* **Material provided**:
+ + + + + + +
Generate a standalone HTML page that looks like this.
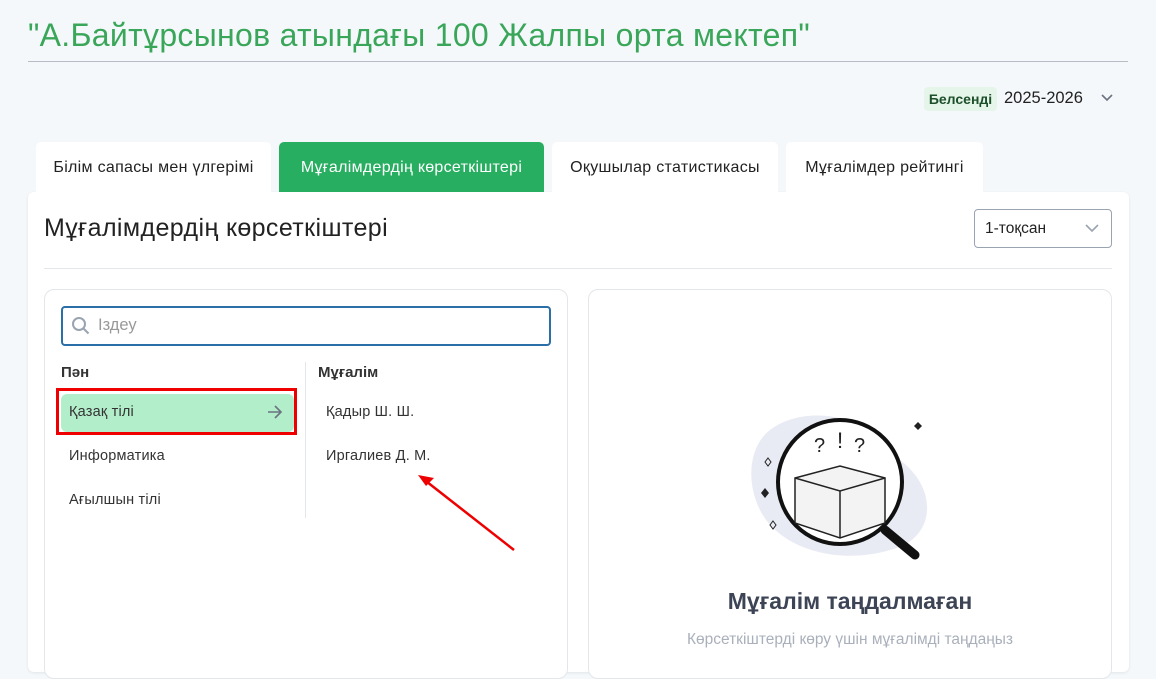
<!DOCTYPE html>
<html><head><meta charset="utf-8"><style>
*{box-sizing:border-box;margin:0;padding:0}
body{width:1156px;height:664px;overflow:hidden;background:#f5f8fb;font-family:"Liberation Sans","DejaVu Sans",sans-serif;position:relative;color:#222}
.a{position:absolute}
.h1{left:28px;top:17px;font-size:32px;letter-spacing:0.3px;color:#3aa65a;white-space:nowrap}
.hr{left:28px;top:61px;width:1100px;height:1px;background:#b8bcc4}
.badge{left:924px;top:87px;width:73px;height:24px;background:#e6f5ea;border-radius:4px;color:#1d4f2b;font-size:14px;font-weight:bold;line-height:24px;text-align:center}
.tab{top:142px;height:50px;background:#fff;border-radius:5px 5px 0 0;font-size:16px;letter-spacing:0.3px;line-height:52px;text-align:center;color:#222;white-space:nowrap}
.card{left:28px;top:192px;width:1101px;height:480px;background:#fff;border-radius:6px;box-shadow:0 1px 3px rgba(0,0,0,.08)}
.sub{border:1px solid #e3e6ea;border-radius:10px;background:#fff}
.it{font-size:14.5px;letter-spacing:0.2px;color:#333}
</style></head><body>
<div class="a h1">"А.Байтұрсынов атындағы 100 Жалпы орта мектеп"</div>
<div class="a hr"></div>
<div class="a badge">Белсенді</div>
<div class="a" style="left:1004px;top:89px;font-size:16.5px;color:#222">2025-2026</div>
<svg class="a" style="left:1100px;top:93px" width="14" height="10"><path d="M2 2l5 5 5-5" stroke="#6b7280" stroke-width="1.6" fill="none"/></svg>
<div class="a card"></div>
<div class="a tab" style="left:36px;width:235px">Білім сапасы мен үлгерімі</div>
<div class="a tab" style="left:279px;width:265px;background:#27ae60;color:#fff">Мұғалімдердің көрсеткіштері</div>
<div class="a tab" style="left:552px;width:226px">Оқушылар статистикасы</div>
<div class="a tab" style="left:786px;width:197px">Мұғалімдер рейтингі</div>
<div class="a" style="left:44px;top:214px;font-size:25px;letter-spacing:0.4px;color:#222;white-space:nowrap">Мұғалімдердің көрсеткіштері</div>
<div class="a" style="left:974px;top:209px;width:138px;height:39px;border:1px solid #9aa3b0;border-radius:4px;font-size:15.5px;line-height:38px;padding-left:10px">1-тоқсан</div>
<svg class="a" style="left:1084px;top:223px" width="16" height="10"><path d="M2 2l6 6 6-6" stroke="#9aa3b0" stroke-width="1.6" fill="none"/></svg>
<div class="a" style="left:44px;top:268px;width:1068px;height:1px;background:#e3e6ea"></div>
<div class="a sub" style="left:44px;top:289px;width:524px;height:390px"></div>
<div class="a sub" style="left:588px;top:289px;width:524px;height:390px"></div>
<div class="a" style="left:61px;top:306px;width:490px;height:40px;border:2px solid #2a6fa8;border-radius:4px"></div>
<svg class="a" style="left:71px;top:316px" width="20" height="20"><circle cx="8" cy="8" r="6" stroke="#9aa3b0" stroke-width="2" fill="none"/><path d="M12.5 12.5l5 5" stroke="#9aa3b0" stroke-width="2"/></svg>
<div class="a" style="left:98px;top:316px;font-size:16.5px;color:#999">Іздеу</div>
<div class="a" style="left:61px;top:364px;font-size:15px;font-weight:bold;color:#333">Пән</div>
<div class="a" style="left:318px;top:364px;font-size:15px;font-weight:bold;color:#333">Мұғалім</div>
<div class="a" style="left:305px;top:362px;width:1px;height:156px;background:#e3e6ea"></div>
<div class="a" style="left:61px;top:394px;width:233px;height:38px;background:#b3eecb;border-radius:6px"></div>
<div class="a" style="left:56px;top:388px;width:241px;height:47px;border:3px solid #e00;"></div>
<div class="a it" style="left:69px;top:404px">Қазақ тілі</div>
<svg class="a" style="left:266px;top:404px" width="18" height="16"><path d="M2 8h13M9 2l6 6-6 6" stroke="#6b7280" stroke-width="1.6" fill="none"/></svg>
<div class="a it" style="left:69px;top:448px">Информатика</div>
<div class="a it" style="left:69px;top:492px">Ағылшын тілі</div>
<div class="a it" style="left:326px;top:404px">Қадыр Ш. Ш.</div>
<div class="a it" style="left:326px;top:448px">Иргалиев Д. М.</div>
<svg class="a" style="left:410px;top:470px" width="110" height="86"><path d="M104 80L12 8" stroke="#e00" stroke-width="2.5"/><path d="M8 5l16 3-8 8z" fill="#e00"/></svg>
<svg class="a" style="left:740px;top:400px" width="220" height="180">
<path d="M30 30C70 0 140 20 160 60C200 90 195 140 150 150C100 165 40 150 20 110C5 80 10 45 30 30z" fill="#e9ebf4"/>
<line x1="145" y1="130" x2="175" y2="155" stroke="#111" stroke-width="9" stroke-linecap="round"/>
<circle cx="100" cy="82" r="62" fill="#fff" stroke="#111" stroke-width="4"/>
<path d="M55 78l45 -12 45 12v45l-45 15-45-15z" fill="#f3f3f3" stroke="#222" stroke-width="1.5"/>
<path d="M100 91v47M55 78l45 13 45-13" stroke="#222" stroke-width="1.5" fill="none"/>
<text x="74" y="52" font-size="20" fill="#222">?</text><text x="97" y="48" font-size="22" fill="#222">!</text><text x="114" y="52" font-size="20" fill="#222">?</text>
<path d="M178 22l4 4-4 4-4-4z" fill="#222"/><path d="M25 88l4 5-4 5-4-5z" fill="#222"/>
<path d="M28 58l3 4-3 4-3-4z" fill="none" stroke="#222"/><path d="M33 121l3 4-3 4-3-4z" fill="none" stroke="#222"/>
</svg>
<div class="a" style="left:588px;top:588px;width:524px;text-align:center;font-size:23px;font-weight:bold;color:#3d4456">Мұғалім таңдалмаған</div>
<div class="a" style="left:588px;top:631px;width:524px;text-align:center;font-size:15.5px;color:#aab0bb">Көрсеткіштерді көру үшін мұғалімді таңдаңыз</div>
</body></html>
+ + + + + + +
* **What is needed**:
Retype everything in the material word for word, minus pictures.

* **Exercise result**:
Generate a standalone HTML page that looks like this.
<!DOCTYPE html>
<html><head><meta charset="utf-8"><style>
*{box-sizing:border-box;margin:0;padding:0}
body{width:1156px;height:664px;overflow:hidden;background:#f5f8fb;font-family:"Liberation Sans","DejaVu Sans",sans-serif;position:relative;color:#222}
.a{position:absolute}
.h1{left:28px;top:17px;font-size:32px;letter-spacing:0.3px;color:#3aa65a;white-space:nowrap}
.hr{left:28px;top:61px;width:1100px;height:1px;background:#b8bcc4}
.badge{left:924px;top:87px;width:73px;height:24px;background:#e6f5ea;border-radius:4px;color:#1d4f2b;font-size:14px;font-weight:bold;line-height:24px;text-align:center}
.tab{top:142px;height:50px;background:#fff;border-radius:5px 5px 0 0;font-size:16px;letter-spacing:0.3px;line-height:52px;text-align:center;color:#222;white-space:nowrap}
.card{left:28px;top:192px;width:1101px;height:480px;background:#fff;border-radius:6px;box-shadow:0 1px 3px rgba(0,0,0,.08)}
.sub{border:1px solid #e3e6ea;border-radius:10px;background:#fff}
.it{font-size:14.5px;letter-spacing:0.2px;color:#333}
</style></head><body>
<div class="a h1">"А.Байтұрсынов атындағы 100 Жалпы орта мектеп"</div>
<div class="a hr"></div>
<div class="a badge">Белсенді</div>
<div class="a" style="left:1004px;top:89px;font-size:16.5px;color:#222">2025-2026</div>
<svg class="a" style="left:1100px;top:93px" width="14" height="10"><path d="M2 2l5 5 5-5" stroke="#6b7280" stroke-width="1.6" fill="none"/></svg>
<div class="a card"></div>
<div class="a tab" style="left:36px;width:235px">Білім сапасы мен үлгерімі</div>
<div class="a tab" style="left:279px;width:265px;background:#27ae60;color:#fff">Мұғалімдердің көрсеткіштері</div>
<div class="a tab" style="left:552px;width:226px">Оқушылар статистикасы</div>
<div class="a tab" style="left:786px;width:197px">Мұғалімдер рейтингі</div>
<div class="a" style="left:44px;top:214px;font-size:25px;letter-spacing:0.4px;color:#222;white-space:nowrap">Мұғалімдердің көрсеткіштері</div>
<div class="a" style="left:974px;top:209px;width:138px;height:39px;border:1px solid #9aa3b0;border-radius:4px;font-size:15.5px;line-height:38px;padding-left:10px">1-тоқсан</div>
<svg class="a" style="left:1084px;top:223px" width="16" height="10"><path d="M2 2l6 6 6-6" stroke="#9aa3b0" stroke-width="1.6" fill="none"/></svg>
<div class="a" style="left:44px;top:268px;width:1068px;height:1px;background:#e3e6ea"></div>
<div class="a sub" style="left:44px;top:289px;width:524px;height:390px"></div>
<div class="a sub" style="left:588px;top:289px;width:524px;height:390px"></div>
<div class="a" style="left:61px;top:306px;width:490px;height:40px;border:2px solid #2a6fa8;border-radius:4px"></div>
<svg class="a" style="left:71px;top:316px" width="20" height="20"><circle cx="8" cy="8" r="6" stroke="#9aa3b0" stroke-width="2" fill="none"/><path d="M12.5 12.5l5 5" stroke="#9aa3b0" stroke-width="2"/></svg>
<div class="a" style="left:98px;top:316px;font-size:16.5px;color:#999">Іздеу</div>
<div class="a" style="left:61px;top:364px;font-size:15px;font-weight:bold;color:#333">Пән</div>
<div class="a" style="left:318px;top:364px;font-size:15px;font-weight:bold;color:#333">Мұғалім</div>
<div class="a" style="left:305px;top:362px;width:1px;height:156px;background:#e3e6ea"></div>
<div class="a" style="left:61px;top:394px;width:233px;height:38px;background:#b3eecb;border-radius:6px"></div>
<div class="a" style="left:56px;top:388px;width:241px;height:47px;border:3px solid #e00;"></div>
<div class="a it" style="left:69px;top:404px">Қазақ тілі</div>
<svg class="a" style="left:266px;top:404px" width="18" height="16"><path d="M2 8h13M9 2l6 6-6 6" stroke="#6b7280" stroke-width="1.6" fill="none"/></svg>
<div class="a it" style="left:69px;top:448px">Информатика</div>
<div class="a it" style="left:69px;top:492px">Ағылшын тілі</div>
<div class="a it" style="left:326px;top:404px">Қадыр Ш. Ш.</div>
<div class="a it" style="left:326px;top:448px">Иргалиев Д. М.</div>
<svg class="a" style="left:410px;top:470px" width="110" height="86"><path d="M104 80L12 8" stroke="#e00" stroke-width="2.5"/><path d="M8 5l16 3-8 8z" fill="#e00"/></svg>
<svg class="a" style="left:740px;top:400px" width="220" height="180">
<path d="M30 30C70 0 140 20 160 60C200 90 195 140 150 150C100 165 40 150 20 110C5 80 10 45 30 30z" fill="#e9ebf4"/>
<line x1="145" y1="130" x2="175" y2="155" stroke="#111" stroke-width="9" stroke-linecap="round"/>
<circle cx="100" cy="82" r="62" fill="#fff" stroke="#111" stroke-width="4"/>
<path d="M55 78l45 -12 45 12v45l-45 15-45-15z" fill="#f3f3f3" stroke="#222" stroke-width="1.5"/>
<path d="M100 91v47M55 78l45 13 45-13" stroke="#222" stroke-width="1.5" fill="none"/>
<text x="74" y="52" font-size="20" fill="#222">?</text><text x="97" y="48" font-size="22" fill="#222">!</text><text x="114" y="52" font-size="20" fill="#222">?</text>
<path d="M178 22l4 4-4 4-4-4z" fill="#222"/><path d="M25 88l4 5-4 5-4-5z" fill="#222"/>
<path d="M28 58l3 4-3 4-3-4z" fill="none" stroke="#222"/><path d="M33 121l3 4-3 4-3-4z" fill="none" stroke="#222"/>
</svg>
<div class="a" style="left:588px;top:588px;width:524px;text-align:center;font-size:23px;font-weight:bold;color:#3d4456">Мұғалім таңдалмаған</div>
<div class="a" style="left:588px;top:631px;width:524px;text-align:center;font-size:15.5px;color:#aab0bb">Көрсеткіштерді көру үшін мұғалімді таңдаңыз</div>
</body></html>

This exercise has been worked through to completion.